We propose a novel process for locally fabricating free-form metal structures embedded in a fused silica mould. This process is based on micro-pressure infiltration principle that works as follows. First, a silica glass mold consisting on an arbitrarily-shaped 3D cavity is fabricated by femtosecond laser illumination and selective etching. Second, the mold and metal pellets that will form the infiltrant are heated up in a vacuum furnace. Once the metal melts and covers the open cavities entrance, a gas is fed into the furnace, pressurizing the metal-gas interface and resulting in the metal infiltration. After cooling down, the freeformed metal volume can be recovered by dissolving the molds or kept inside depending on the final applications. Here, we expand the flexibility of this process by replacing the furnace, by direct-laser heating of the metal combined with a localized pressurizing scheme, instead of applying the pressure on the whole substrate.

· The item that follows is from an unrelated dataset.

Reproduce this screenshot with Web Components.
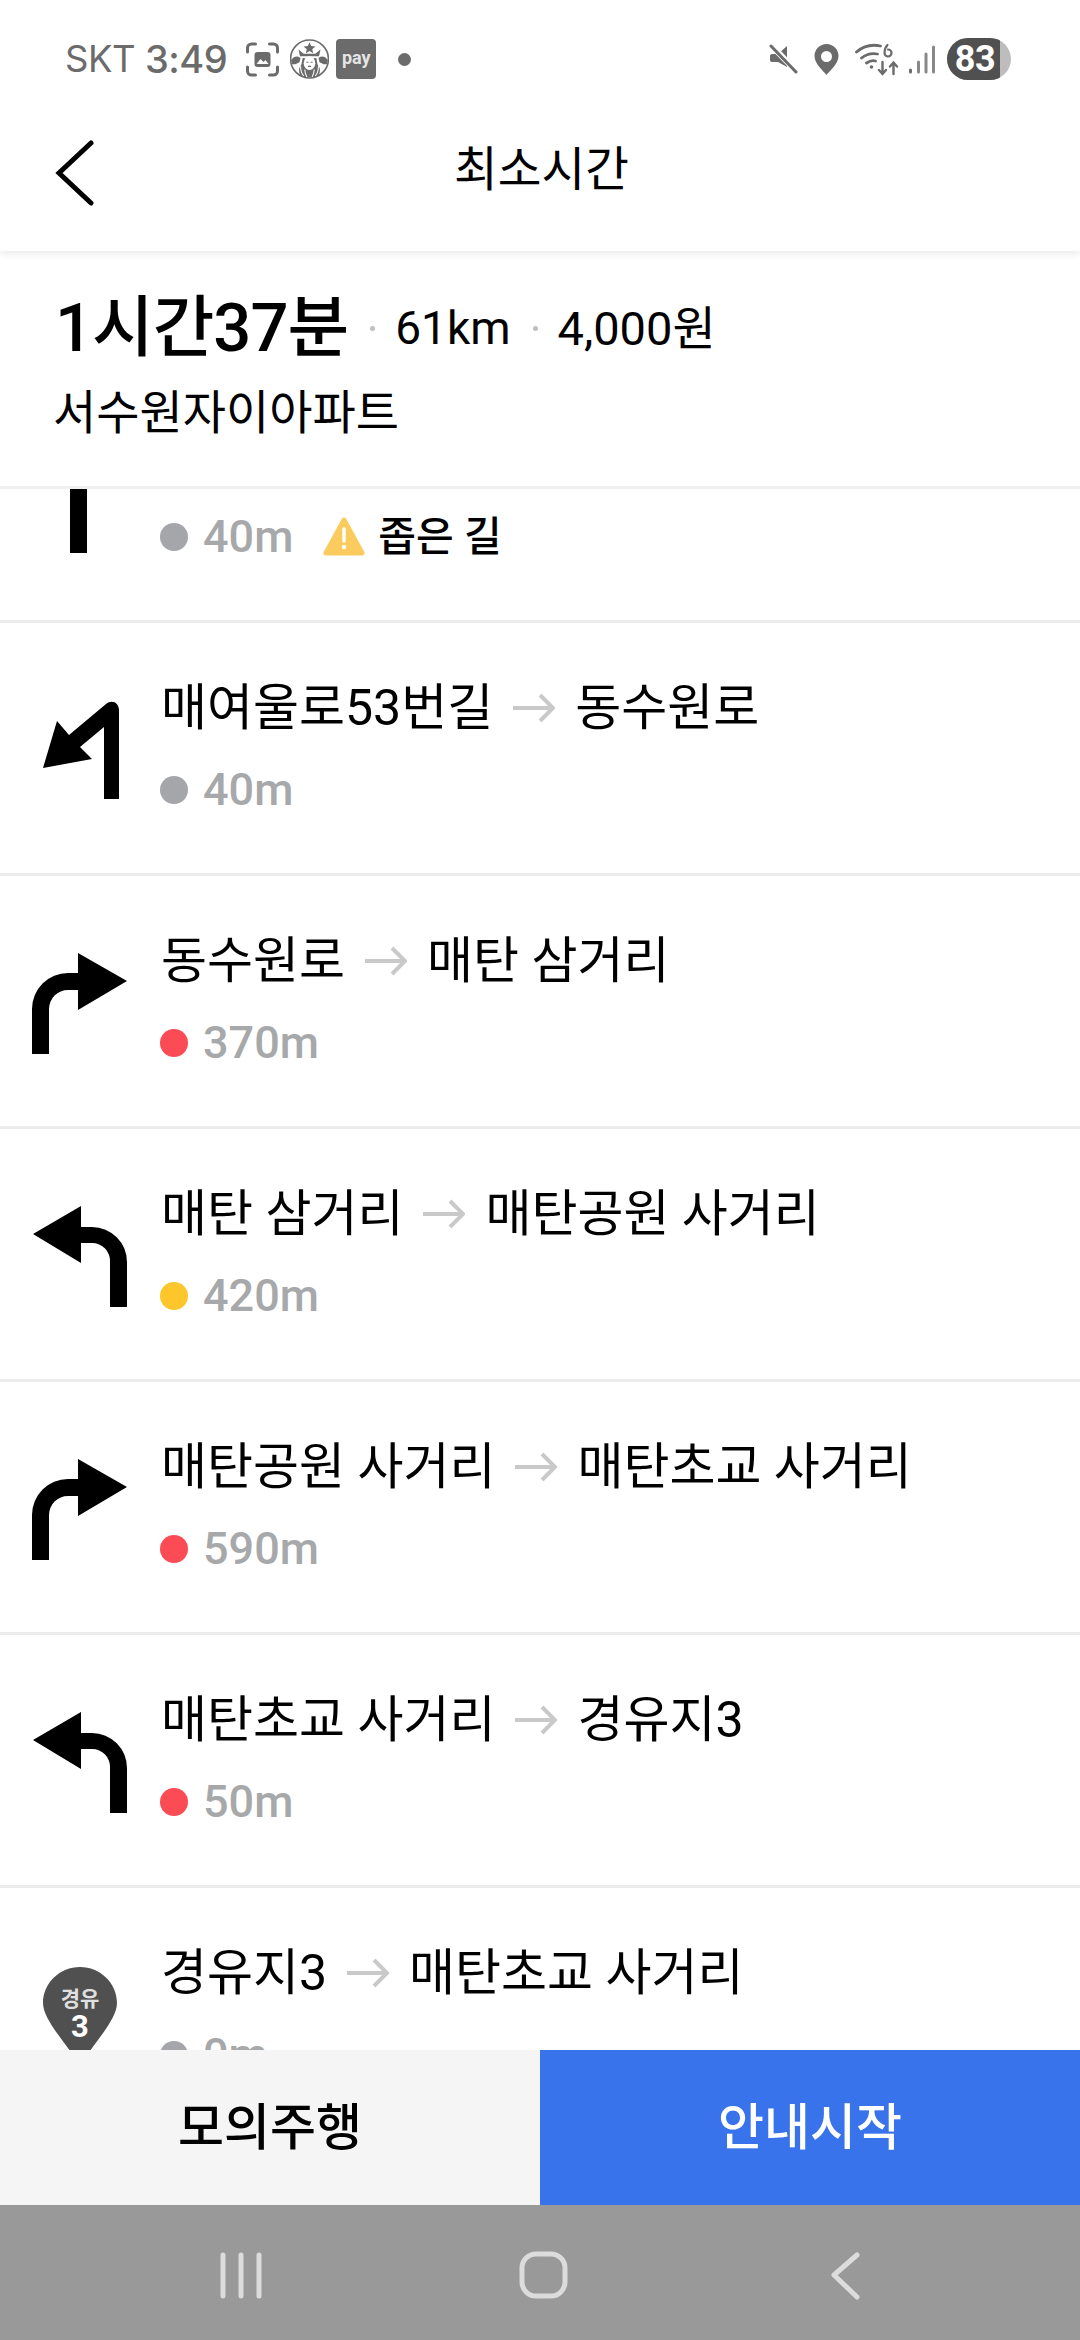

A cavity is fabricated by femtosecond laser illumination and subsequent chemical etching. At the bottom of the cavity, two channels having square cross-section are formed. The cavity is first filled with a pure copper powder then locally put under vacuum. A continuous-wave infrared laser is then used to heat the metal through the glass substrate. After melting the copper, the cavity is pressurized locally up to 5 bar. The process is observed dynamically with a CMOS-camera in the coaxial direction of the laser beam. The molten copper in the cavity was infiltrated in the channel. The infiltration speed is at least faster than 30 ms. In the filled area, the copper is homogeneous and no void were observed. The technique will be utilized for the study of the micro die casting process.